Pictures stay out of this copy, which runs from the first line of the material through the line containing "React.ReactNode; className?: string".

--- BEGIN ---

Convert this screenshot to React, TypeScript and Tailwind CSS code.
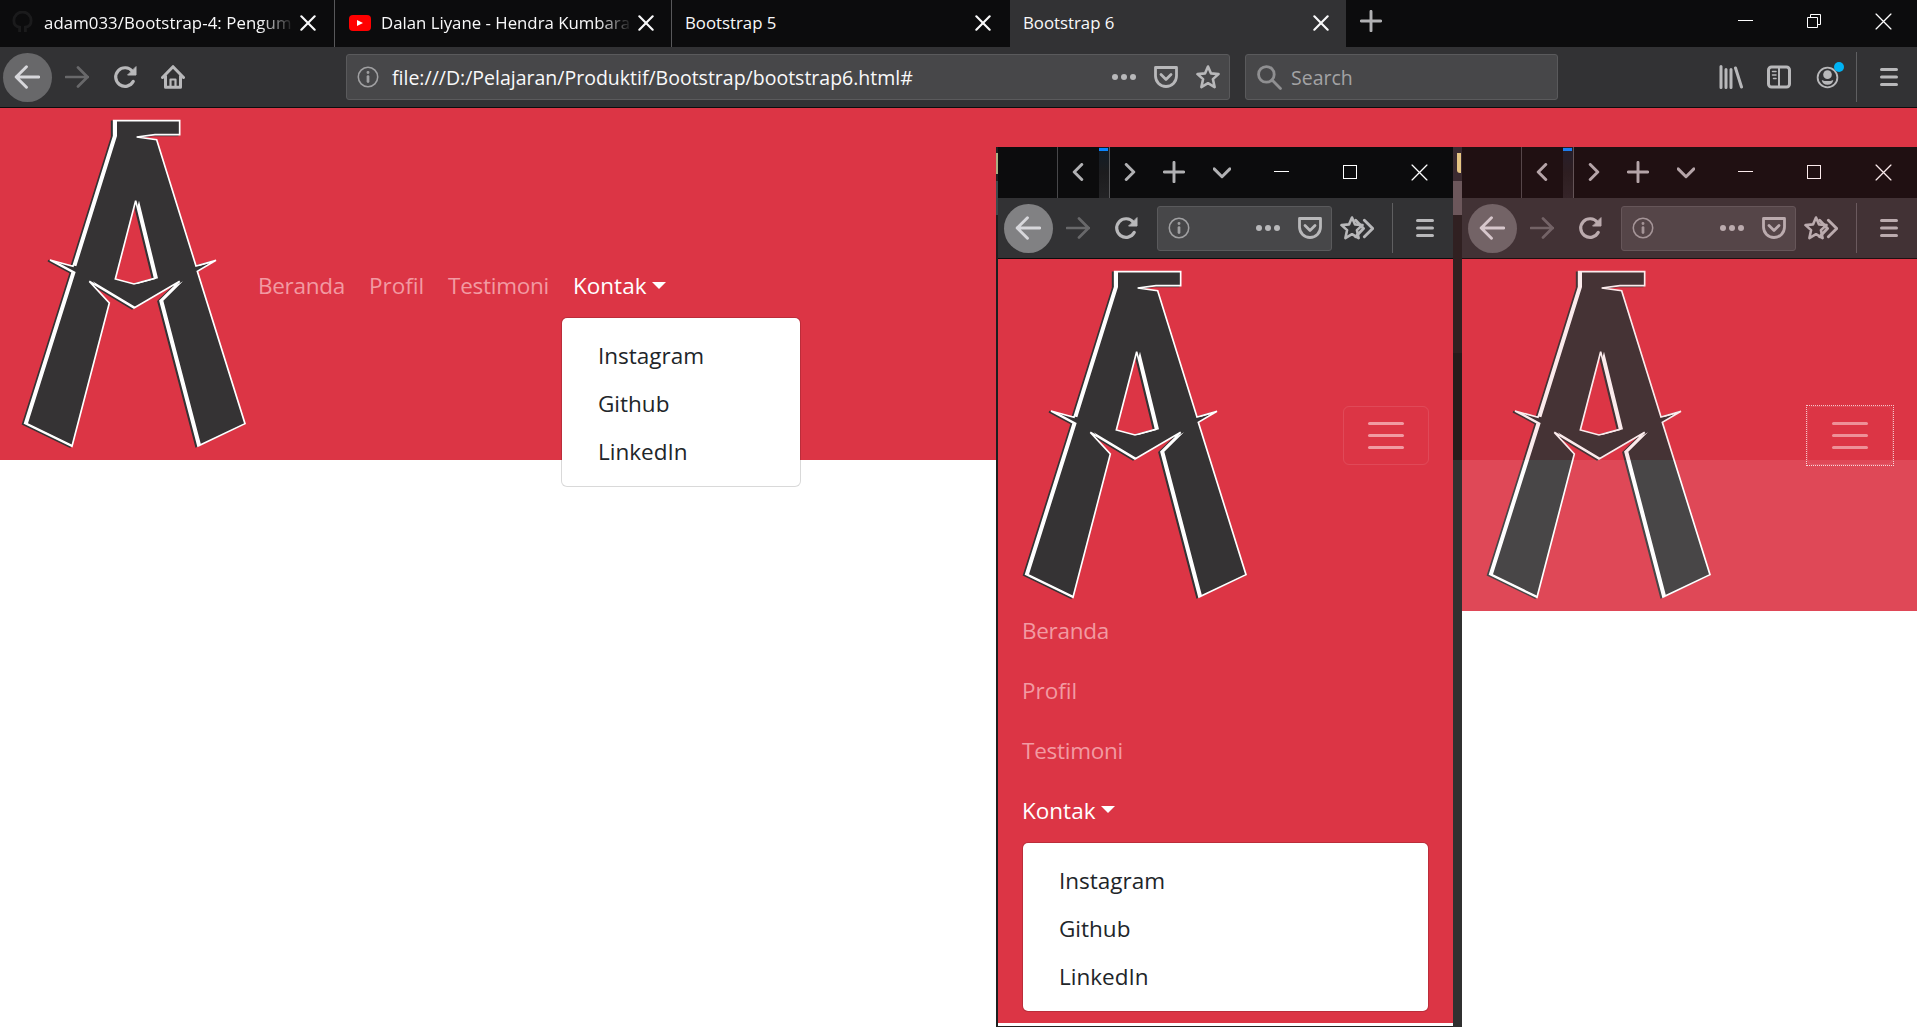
import React from "react";

type Kids = { children?: React.ReactNode; className?: string };

const Icon = ({ children, className = "", size = 24, w = 2.4 }: Kids & { size?: number; w?: number }) => (
  <svg
    width={size}
    height={size}
    viewBox="0 0 24 24"
    fill="none"
    stroke="currentColor"
    strokeWidth={w}
    strokeLinecap="round"
    strokeLinejoin="round"
    className={"shrink-0 " + className}
  >
    {children}
  </svg>
);

const Slot = ({ children, className = "" }: Kids) => (
  <div className={"flex shrink-0 items-center justify-center " + className}>{children}</div>
);

const BackIcon = () => (
  <Icon size={26} w={2.7} className="mr-px">
    <path d="M23 12H2M11.5 2.5 2 12l9.5 9.5" />
  </Icon>
);
const ForwardIcon = () => (
  <Icon w={2.7} className="mr-px">
    <path d="M1 12h22M13 2.5l9.5 9.5-9.5 9.5" />
  </Icon>
);
const ReloadIcon = () => (
  <Icon w={3.2} className="mr-[2px]">
    <path d="M20.3 16.3A9.3 9.3 0 1 1 19.4 6.4" />
    <path d="M23 2v8h-8z" fill="currentColor" strokeWidth={1} />
  </Icon>
);
const HomeIcon = () => (
  <Icon w={3} className="mr-[2px]">
    <path d="M1.5 12.5 12 1.7l10.500 10.800M4.500 11v11.200h15V11" />
    <path d="M9.500 22v-7.500h5V22" strokeWidth={2.200} />
  </Icon>
);
const InfoIcon = () => (
  <Icon size={22} w={1.7}>
    <circle cx="12" cy="12" r="10.6" />
    <path d="M12 11.500v5.500" strokeWidth={3} />
    <circle cx="12" cy="7" r="0.700" strokeWidth={1.800} />
  </Icon>
);
const DotsIcon = () => (
  <Icon>
    <g fill="currentColor" stroke="none">
      <circle cx="3" cy="12" r="3" />
      <circle cx="12" cy="12" r="3" />
      <circle cx="21" cy="12" r="3" />
    </g>
  </Icon>
);
const PocketIcon = () => (
  <Icon w={2.800}>
    <path d="M1.500 2.500h21v8.500a10.500 10.500 0 0 1-21 0z" />
    <path d="M7 9.500l5 5 5-5" />
  </Icon>
);
const StarIcon = () => (
  <Icon w={2.600}>
    <path d="M12 1.500l3 6.900 7.500.7-5.600 5 1.700 8L12 18.200 5.400 22.100l1.700-8-5.600-5 7.500-.7z" />
  </Icon>
);
const MenuIcon = () => (
  <Icon size={18} w={4}>
    <path d="M2 2h20M2 12h20M2 22h20" />
  </Icon>
);
const LibraryIcon = () => (
  <Icon w={3}>
    <path d="M2 1.500v21M7 4.500v18M12 4.500v18M16.500 3l6 19" />
  </Icon>
);
const SidebarIcon = () => (
  <Icon w={3}>
    <rect x="1.500" y="2" width="21" height="20" rx="3" />
    <path d="M12 2v20" strokeWidth={2} />
    <path d="M5.500 6.500h3.500M5.500 10h3.500M6.500 13.500h2.500" strokeWidth={1.500} />
  </Icon>
);
const AccountIcon = () => (
  <Icon size={23} w={1.900}>
    <circle cx="12" cy="12" r="10.300" />
    <circle cx="12" cy="9" r="4.500" fill="currentColor" stroke="none" />
    <path d="M6 14.500c3.600 1.700 8.400 1.700 12 0-.3 3.200-2.600 5-6 5s-5.700-1.800-6-5z" fill="currentColor" stroke="none" />
  </Icon>
);
const SearchIcon = () => (
  <Icon size={25} w={2.700}>
    <circle cx="9" cy="9" r="7.500" />
    <path d="M14.500 14.500 22.500 22.500" />
  </Icon>
);
const TabClose = () => (
  <Icon size={16} w={3.200}>
    <path d="M2 2l20 20M22 2 2 22" />
  </Icon>
);
const PlusIcon = () => (
  <Icon size={22} w={3.200}>
    <path d="M12 1.500v21M1.500 12h21" />
  </Icon>
);
const WinMin = () => (
  <svg width={16} height={16} viewBox="0 0 16 16" stroke="currentColor" strokeWidth={1}>
    <path d="M0 7.500h15" />
  </svg>
);
const WinClose = () => (
  <Icon size={17} w={1.800}>
    <path d="M1.500 1.500l21 21M22.500 1.500l-21 21" />
  </Icon>
);

const A_SHAPE =
  "M341 62H539V104H465L410 111L470 119L588 498L648 481L592 514L735 971L594 1038L480 602L539 544L402 624L268 544L328 609L216 1039L74 970L217 516L150 480L219 499L341 108ZM407 302L346 537L402 552L464 535Z";

const Logo = () => (
  <svg width={270} height={352} viewBox="0 24 810 1056" className="block shrink-0" strokeLinejoin="miter">
    <defs>
      <clipPath id="letter-inner">
        <path d={A_SHAPE} clipRule="evenodd" />
      </clipPath>
    </defs>
    <path d={A_SHAPE} fillRule="evenodd" fill="#353334" stroke="#353334" strokeWidth={5} transform="translate(-6 2)" />
    <path d={A_SHAPE} fillRule="evenodd" fill="#fff" />
    <g clipPath="url(#letter-inner)">
      <path d={A_SHAPE} fillRule="evenodd" fill="#353334" transform="translate(10 0)" />
    </g>
    <path d={A_SHAPE} fill="none" stroke="#fff" strokeWidth={5} strokeMiterlimit={3} />
  </svg>
);

const Caret = () => (
  <span className="mb-[4px] ml-[6px] inline-block border-x-[7px] border-t-[7px] border-x-transparent border-t-white align-middle" />
);

const contacts = ["Instagram", "Github", "LinkedIn"];

const Dropdown = ({ className = "" }: Kids) => (
  <ul
    className={
      "rounded-[6px] border border-black/15 bg-white bg-clip-padding pt-[14px] pb-[10px] text-[#212529] " + className
    }
  >
    {contacts.map((c) => (
      <li key={c} className="flex h-12 items-center pl-[36px]">
        {c}
      </li>
    ))}
  </ul>
);

const Tab = ({ children, className = "" }: Kids) => (
  <div className={"flex h-full shrink-0 items-center pb-[2px] text-[16.8px] text-[#f9f9fa] " + className}>
    {children}
  </div>
);

function MainWindow() {
  return (
    <div className="flex h-full w-full flex-col bg-white">
      <header className="flex h-[47px] shrink-0 bg-[#0c0c0d]">
        <Tab className="w-[335px] border-r border-[#58585a] pl-[11px]">
          <svg width={23} height={23} viewBox="0 0 24 24" fill="none" stroke="#1b1b1c" strokeWidth={3} className="shrink-0">
            <path d="M9 22v-5c-4-.5-6-3-6-7a9 9 0 0 1 18 0c0 4-2 6.500-6 7v5" />
          </svg>
          <span className="ml-[10px] w-[248px] whitespace-nowrap tracking-[0.08px] [mask-image:linear-gradient(to_right,#000_87%,transparent_101%)]">
            adam033/Bootstrap-4: Pengum
          </span>
          <span className="ml-[8px]"><TabClose /></span>
        </Tab>
        <Tab className="w-[337px] border-r border-[#58585a] pl-[14px]">
          <span className="flex h-[16px] w-[22px] items-center justify-center rounded-[4px] bg-[#f00]">
            <span className="border-y-[3.500px] border-l-[6px] border-y-transparent border-l-white" />
          </span>
          <span className="ml-[10px] w-[249px] whitespace-nowrap [mask-image:linear-gradient(to_right,#000_87%,transparent_101%)]">
            Dalan Liyane - Hendra Kumbara
          </span>
          <span className="ml-[8px]"><TabClose /></span>
        </Tab>
        <Tab className="w-[338px] pl-[13px]">
          <span className="w-[290px]">Bootstrap 5</span>
          <TabClose />
        </Tab>
        <Tab className="w-[336px] bg-[#323234] pl-[13px]">
          <span className="w-[290px]">Bootstrap 6</span>
          <TabClose />
        </Tab>
        <Slot className="h-[42px] w-[50px] text-[#b1b1b3]"><PlusIcon /></Slot>
        <div className="flex h-[42px] flex-1 justify-end text-white">
          <Slot className="w-[69px]"><WinMin /></Slot>
          <Slot className="w-[69px]">
            <svg width={16} height={16} viewBox="0 0 16 16" fill="none" stroke="#fff" strokeWidth={1} className="mr-[2px]">
              <path d="M1.500 4.500h10v10h-10zM4.500 4V1.500h10v10H12" />
            </svg>
          </Slot>
          <Slot className="w-[68px]"><WinClose /></Slot>
        </div>
      </header>

      <div className="flex h-[61px] shrink-0 items-center border-b border-[#0c0c0d] bg-[#323234] text-[#b8b8ba]">
        <Slot className="ml-[3px] size-[49px] rounded-full bg-[#68686a] text-[#d7d7db]"><BackIcon /></Slot>
        <Slot className="w-[50px] text-[#68686a]"><ForwardIcon /></Slot>
        <Slot className="w-[48px]"><ReloadIcon /></Slot>
        <Slot className="w-[47px]"><HomeIcon /></Slot>
        <div className="ml-[149px] flex h-[46px] w-[884px] items-center rounded-[3px] border border-[#5a5a5c] bg-[#474749] pl-[10px]">
          <span className="text-[#a0a0a2]"><InfoIcon /></span>
          <span className="ml-[13px] flex-1 pt-px text-[19.500px] whitespace-nowrap text-[#f9f9fa]">
            file:///D:/Pelajaran/Produktif/Bootstrap/bootstrap6.html#
          </span>
          <Slot className="w-[42px]"><DotsIcon /></Slot>
          <Slot className="w-[42px]"><PocketIcon /></Slot>
          <Slot className="w-[42px]"><StarIcon /></Slot>
        </div>
        <div className="ml-[15px] flex h-[46px] w-[313px] items-center rounded-[3px] border border-[#5a5a5c] bg-[#474749] pl-[11px] text-[19.500px] text-[#a3a3a5]">
          <span className="text-[#8f8f91]"><SearchIcon /></span>
          <span className="ml-[9px] pt-[2px]">Search</span>
        </div>
        <div className="flex flex-1 items-center justify-end">
          <Slot className="w-[48px]"><LibraryIcon /></Slot>
          <Slot className="w-[48px]"><SidebarIcon /></Slot>
          <Slot className="relative w-[48px]">
            <AccountIcon />
            <span className="absolute top-[-4px] right-[7px] size-[10px] rounded-full bg-[#00b3f4]" />
          </Slot>
          <div className="ml-[5px] h-[50px] w-px bg-[#5f5f61]" />
          <Slot className="mr-[18px] ml-[22px] w-[20px]"><MenuIcon /></Slot>
        </div>
      </div>

      <nav className="flex h-[352px] shrink-0 items-center bg-[#dc3545] text-[22.500px] text-[#f29aa2]">
        <Logo />
        <div className="-ml-[12px] flex items-center gap-[24px] pt-[3px] whitespace-nowrap">
          <span className="w-[87px] tracking-[-0.3px]">Beranda</span>
          <span className="w-[55px]">Profil</span>
          <span className="w-[101px] tracking-[-0.25px]">Testimoni</span>
          <div className="relative text-white">
            Kontak
            <Caret />
            <Dropdown className="absolute top-[48px] left-[-12px] w-[240px]" />
          </div>
        </div>
      </nav>
    </div>
  );
}

function NarrowWindow({ open = false, className = "" }: { open?: boolean; className?: string }) {
  return (
    <section className={"flex flex-col bg-white " + className}>
      <header className="flex h-[51px] shrink-0 items-center bg-[#0c0c0d] text-[#b1b1b3]">
        <div className="h-full w-[60px] border-r border-[#48484a]" />
        <Slot className="w-[41px]">
          <Icon size={18} w={4} className="mr-[2px] mb-px"><path d="M17 2 7 12l10 10" /></Icon>
        </Slot>
        <div className="h-full w-[11px] border-r border-[#58585a] bg-linear-to-b from-[#101c28] via-[#1c1c1e] to-[#232325] pt-px">
          <div className="h-[3px] w-[9px] bg-[#0a84ff]" />
        </div>
        <Slot className="w-[40px]">
          <Icon size={18} w={4} className="mb-px"><path d="M7 2l10 10L7 22" /></Icon>
        </Slot>
        <Slot className="w-[48px] pb-px"><PlusIcon /></Slot>
        <Slot className="w-[48px]">
          <Icon size={18} w={4}><path d="M1.500 6.500 12 17 22.500 6.500" /></Icon>
        </Slot>
        <div className="flex flex-1 justify-end pb-px text-white">
          <Slot className="w-[69px]"><WinMin /></Slot>
          <Slot className="w-[69px]"><span className="mr-px size-[14px] border border-white" /></Slot>
          <Slot className="w-[68px]"><WinClose /></Slot>
        </div>
      </header>
      <div className="flex h-[61px] shrink-0 items-center border-b border-[#0c0c0d] bg-[#323234] text-[#b8b8ba]">
        <Slot className={"ml-[6px] size-[49px] rounded-full text-[#d7d7db] " + (open ? "bg-[#818183]" : "bg-[#68686a]")}>
          <BackIcon />
        </Slot>
        <Slot className="w-[50px] text-[#68686a]"><ForwardIcon /></Slot>
        <Slot className="w-[48px]"><ReloadIcon /></Slot>
        <div className="ml-[6px] flex h-[45px] w-[175px] items-center justify-between rounded-[3px] border border-[#5a5a5c] bg-[#474749] pr-[9px] pl-[10px]">
          <span className="text-[#a0a0a2]"><InfoIcon /></span>
          <div className="flex gap-[18px]"><DotsIcon /><PocketIcon /></div>
        </div>
        <div className="ml-[8px] flex items-center">
          <StarIcon />
          <Icon size={21} w={3.300} className="-ml-[11px]">
            <path d="M3 2.500 12 12 3 21.500M13 2.500l9.500 9.500-9.500 9.500" />
          </Icon>
        </div>
        <div className="flex flex-1 items-center justify-end">
          <div className="h-[50px] w-px bg-[#5f5f61]" />
          <Slot className="mr-[18px] ml-[22px] w-[20px]"><MenuIcon /></Slot>
        </div>
      </div>
      <nav className="bg-[#dc3545] text-[22.500px] text-[#f29aa2]">
        <div className="flex h-[352px] items-center justify-between pl-[3px]">
          <Logo />
          <div className={"mr-[23px] border border-dotted " + (open ? "border-transparent" : "border-white/80")}>
            <div className="flex h-[59px] w-[86px] flex-col items-center justify-center gap-[9px] rounded-[6px] border border-white/10">
              <span className="h-[3px] w-[36px] rounded-full bg-[#f19aa2]" />
              <span className="h-[3px] w-[36px] rounded-full bg-[#f19aa2]" />
              <span className="h-[3px] w-[36px] rounded-full bg-[#f19aa2]" />
            </div>
          </div>
        </div>
        {open && (
          <div className="-mt-[10px] h-[422px] px-[24px]">
            <div className="flex h-[60px] items-center tracking-[-0.3px]">Beranda</div>
            <div className="flex h-[60px] items-center">Profil</div>
            <div className="flex h-[60px] items-center tracking-[-0.25px]">Testimoni</div>
            <div className="flex h-[60px] items-center text-white">Kontak<Caret /></div>
            <Dropdown className="mt-px w-[407px]" />
          </div>
        )}
      </nav>
    </section>
  );
}

export default function App() {
  return (
    <main className="relative h-[1027px] w-[1917px] overflow-hidden font-['Open_Sans',sans-serif]">
      <MainWindow />
      <div className="absolute top-[147px] left-[996px] flex h-[880px] w-[921px]">
        <div className="flex w-[2px] flex-col bg-[#1d1f1f]">
          <div className="mt-[6px] h-[21px] bg-[#a9b183]" />
          <div className="mt-[7px] h-[34px] bg-[#3d4a4c]" />
        </div>
        <NarrowWindow open className="w-[455px] border-b border-[#222]" />
        <div className="flex w-[9px] flex-col bg-[#303030]">
          <div className="h-[34px] bg-[#3b2a30] pt-[6px] pl-[4px]">
            <div className="h-[20px] w-[4px] rounded-bl-[3px] bg-[#e6c583]" />
          </div>
          <div className="h-[34px] bg-[#6c575b]" />
          <div className="h-[138px] bg-[#302021]" />
          <div className="h-[107px] bg-[#261b1b]" />
        </div>
        <NarrowWindow className="w-[455px] opacity-90" />
      </div>
    </main>
  );
}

--- END ---

## Written solution
Convert this screenshot to React, TypeScript and Tailwind CSS code.
import React from "react";

type Kids = { children?: React.ReactNode; className?: string };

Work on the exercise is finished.